Earlier today, the New York City Planning Commission (“CPC”) held a public review session on the controversial Citywide Hotel Special Permit Text Amendment (the “Hotel Special Permit”), referring the application to all community boards, borough boards and borough presidents for the next 90 days.
The CPC was set to also hear the much-anticipated City-sponsored application to rezone SoHo/NoHo, but ultimately made the decision to hold over this application until the next CPC hearing. This decision was made in light of a lawsuit brought last week by community groups opposing the SoHo/NoHo rezoning. Petitioners embarked on a similar strategy to those who oppose the Gowanus Rezoning, seeking a temporary restraining order (“TRO”). Notably, the TRO in the Gowanus Rezoning case was lifted two weeks ago, enabling the CPC to certify the rezoning application on April 19, 2021, thereby beginning its foray into the Uniform Land Use Review Procedure (“ULURP”).1 In the case of the SoHo/ NoHo rezoning, the court, earlier today, denied the petitioner’s request for a TRO, while signing the order to show cause and setting the return date and briefing schedule, allowing the lawsuit to proceed.
In this Client Alert, we provide an overview of the Hotel Special Permit, notable critiques and comments from the public review session, and provide the status and timeframe of the application going forward.
Hotel Special Permit:
As discussed in our prior client alert; the Hotel Special Permit would establish a new special permit requirement under the jurisdiction of the CPC for new hotels, motels, tourist cabins, and boatels in C1, C2, C4, C5, C6, C8, and Mixed-Use (MX) and paired M1/R districts. During the public review session earlier today, commissioners had a variety of comments regarding the Hotel Special Permit. Several commissioners vocalized their support for the Hotel Special Permit’s stated goal, i.e., ensuring that new hotel development does not conflict with the neighborhood surroundings. However, Commissioner Levin raised the question of whether the stated purpose is in conflict with the “vague” and broad finding requirements in the proposed text. Several commissioners also questioned whether this was the appropriate time to bring forward the Hotel Special Permit, as it would result in the slowdown in the development and construction of hotels, and potentially impact tourism in a time in which New York City is trying to recover from the COVID-19 global pandemic. Commissioner Douek suggested that the City consider modifications to the Hotel Special Permit, such as including an automatic sunset provision, which would allow the CPC to re-evaluate its efficacy after a number of years. Commissioner Ortiz raised a concern that “if visitors don’t have hotel rooms . . . does this make Airbnb and temporary lodging more attractive, which in turn hampers and affects housing affordability?” She added “I think we are replacing one set of problems with another. . . we want [people] in New York. . . . why would we make it more difficult for them to stay here?” Further, Commissioner Ortiz and the City agreed that special permit requirements under the Bloomberg administration curtailed growth of the hotel industry, which, as Commissioner Ortiz pointed out, if the same occurs here, will negatively impact housing affordability. The City further acknowledged that they do expect the Hotel Special Permit requirement to slow down development and construction of hotels, but assumes the hotel industry will adapt.

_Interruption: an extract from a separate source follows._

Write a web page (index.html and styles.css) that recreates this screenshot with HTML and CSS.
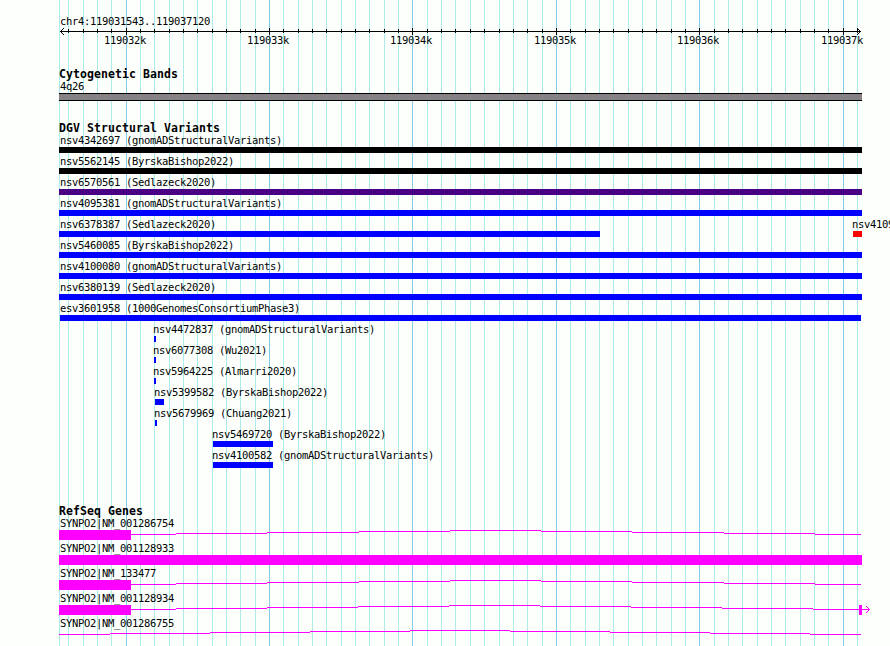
FILE: index.html
```
<!DOCTYPE html>
<html lang="en">
<head>
<meta charset="utf-8">
<title>Genome browser</title>
<link rel="stylesheet" href="styles.css">
</head>
<body>
<main class="browser">
<svg class="grid" width="890" height="646" shape-rendering="crispEdges" aria-hidden="true"></svg>
<section class="ruler">
  <p class="label">chr4:119031543..119037120</p>
  <svg class="axis" width="803" height="7" shape-rendering="crispEdges" aria-hidden="true"></svg>
  <div class="ticks"><span>119032k</span><span>119033k</span><span class="wide">119034k</span><span>119035k</span><span class="wide">119036k</span><span>119037k</span></div>
</section>
<section class="track bands">
  <h2>Cytogenetic Bands</h2>
  <p class="label">4q26</p>
  <div class="band"></div>
</section>
<section class="track variants">
  <h2>DGV Structural Variants</h2>
  <div class="rows" id="variants"></div>
</section>
<section class="track genes">
  <h2>RefSeq Genes</h2>
  <div class="rows" id="genes"></div>
</section>
</main>
<script src="script.js"></script>
</body>
</html>
```
FILE: styles.css
```
html, body {
  margin: 0;
  background: #fcfffc;
}
body {
  width: 890px;
  height: 646px;
  overflow: hidden;
  color: #000;
  font-family: "DejaVu Sans Mono", "Liberation Mono", monospace;
}
.browser {
  position: relative;
  box-sizing: border-box;
  width: 890px;
  height: 646px;
  padding: 15px 0 0 59px;
  overflow: hidden;
}
.grid {
  position: absolute;
  left: 0;
  top: 0;
}
section {
  position: relative;
}
.label, .ticks {
  margin: 0;
  height: 13px;
  padding-left: 1px;
  font-size: 10.5px;
  line-height: 13px;
  letter-spacing: -0.321px;
  white-space: pre;
}
h2 {
  margin: 0;
  height: 13px;
  font-size: 11.5px;
  line-height: 14px;
  letter-spacing: 0.077px;
  white-space: pre;
}
.axis {
  display: block;
}
.ticks {
  display: flex;
  margin-top: -1px;
  padding-left: 45px;
}
.ticks span {
  flex: none;
  width: 143px;
}
.ticks span:nth-child(3), .ticks span:nth-child(5) {
  width: 144px;
}
.bands {
  margin-top: 20px;
}
.band {
  box-sizing: border-box;
  width: 803px;
  height: 8px;
  border: solid #000;
  border-width: 1px 0;
  background: #848284;
}
.variants {
  margin-top: 20px;
}
.genes {
  margin-top: 34px;
}
.row {
  display: flex;
  height: 21px;
}
.feature {
  flex: none;
}
.bar {
  height: 6px;
}
.black { background: #000; }
.purple { background: #4a0084; }
.blue { background: #00f; }
.red { background: #f00; }
.gene {
  height: 25px;
}
.gene svg {
  display: block;
  fill: #f0f;
}
```
FILE: script.js
```
const rect = (x, y, w, h, fill) =>
  `<rect x="${x}" y="${y}" width="${w}" height="${h}"${fill ? ` fill="${fill}"` : ''}/>`;

// Grid lines and ruler ticks, one every 100 bases
const START = 119031543, SCALE = 800 / 5577;
let grid = rect(59, 0, 1, 646, '#adebeb');
let axis = rect(1, 3, 801, 1)
  + rect(2, 2, 1, 1) + rect(3, 1, 1, 1) + rect(4, 0, 1, 1)
  + rect(2, 4, 1, 1) + rect(3, 5, 1, 1) + rect(4, 6, 1, 1)
  + rect(800, 2, 1, 1) + rect(799, 1, 1, 1) + rect(798, 0, 1, 1)
  + rect(800, 4, 1, 1) + rect(799, 5, 1, 1) + rect(798, 6, 1, 1);
for (let p = 119031600; p <= 119037100; p += 100) {
  const x = Math.round(60 + (p - START) * SCALE);
  const major = p % 1000 === 0;
  grid += rect(x, 0, 1, 646, major ? '#84cbe7' : '#adebeb');
  axis += major ? rect(x - 59, 0, 1, 7) : rect(x - 59, 1, 1, 4);
}
document.querySelector('.grid').innerHTML = grid;
document.querySelector('.axis').innerHTML = axis;

// Each feature: label, label x, bar x, bar width, colour
const variants = [
  [['nsv4342697 (gnomADStructuralVariants)', 60, 59, 803, 'black']],
  [['nsv5562145 (ByrskaBishop2022)', 60, 59, 803, 'black']],
  [['nsv6570561 (Sedlazeck2020)', 60, 59, 803, 'purple']],
  [['nsv4095381 (gnomADStructuralVariants)', 60, 59, 803, 'blue']],
  [['nsv6378387 (Sedlazeck2020)', 60, 59, 541, 'blue'],
   ['nsv4109', 852, 853, 9, 'red']],
  [['nsv5460085 (ByrskaBishop2022)', 60, 59, 803, 'blue']],
  [['nsv4100080 (gnomADStructuralVariants)', 60, 59, 803, 'blue']],
  [['nsv6380139 (Sedlazeck2020)', 60, 59, 803, 'blue']],
  [['esv3601958 (1000GenomesConsortiumPhase3)', 60, 60, 801, 'blue']],
  [['nsv4472837 (gnomADStructuralVariants)', 153, 154, 2, 'blue']],
  [['nsv6077308 (Wu2021)', 153, 154, 2, 'blue']],
  [['nsv5964225 (Almarri2020)', 153, 154, 2, 'blue']],
  [['nsv5399582 (ByrskaBishop2022)', 154, 155, 9, 'blue']],
  [['nsv5679969 (Chuang2021)', 154, 155, 2, 'blue']],
  [['nsv5469720 (ByrskaBishop2022)', 212, 213, 60, 'blue']],
  [['nsv4100582 (gnomADStructuralVariants)', 212, 213, 60, 'blue']]
];
document.getElementById('variants').innerHTML = variants.map(row => {
  let end = 59;
  return '<div class="row">' + row.map(([name, lx, bx, w, colour]) => {
    const left = Math.min(lx, bx), width = bx + w - left, gap = left - end;
    end = left + width;
    return `<div class="feature" style="width:${width}px;margin-left:${gap}px">`
      + `<p class="label" style="padding-left:${lx - left}px">${name}</p>`
      + `<div class="bar ${colour}" style="width:${w}px;margin-left:${bx - left}px"></div></div>`;
  }).join('') + '</div>';
}).join('');

// Introns rise and fall one pixel at each listed x
const intron = xs => xs.slice(0, -1).map((x, i) =>
  rect(x - 59, Math.abs(4 - i), xs[i + 1] - x, 1)).join('');
const spliced = rect(0, 0, 72, 10)
  + intron([131, 176, 267, 359, 450, 541, 632, 724, 815, 861]);
const genes = [
  ['SYNPO2|NM_001286754', spliced],
  ['SYNPO2|NM_001128933', rect(0, 0, 803, 10)],
  ['SYNPO2|NM_133477', spliced],
  ['SYNPO2|NM_001128934', rect(0, 0, 72, 10)
    + intron([131, 176, 267, 358, 449, 540, 631, 722, 813, 870])
    + rect(800, 0, 3, 10)
    + rect(809, 3, 1, 1) + rect(808, 2, 1, 1) + rect(807, 1, 1, 1)
    + rect(809, 5, 1, 1) + rect(808, 6, 1, 1) + rect(807, 7, 1, 1)],
  ['SYNPO2|NM_001286755', intron([59, 110, 210, 310, 410, 510, 610, 710, 810, 861])]
];
document.getElementById('genes').innerHTML = genes.map(([name, shape]) =>
  `<div class="gene"><p class="label">${name}</p>`
  + `<svg width="815" height="10" shape-rendering="crispEdges" aria-hidden="true">${shape}</svg></div>`).join('');
```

Since text amendments are not subject to ULURP, the CPC referred this application to all community boards, borough presidents and borough boards for the next 90 days for their review. Importantly, today, the notice of completion of the Draft Environmental Impact Statement (“DEIS”) and DEIS were issued; a public hearing on the same has not yet been scheduled. The DEIS is available here.
The Stroock Land Use and Environmental Team will be diligently following this text amendment throughout the process and providing testimony and written comments, as necessary, and updating clients on timing, changes in the text, the political climate, and the likelihood of success.
ULURP is a statutory five-to-seven month process that requires review and advisory recommendations by the Community Board and Borough President, review and vote by the City Planning Commission, and review and vote by the City Council.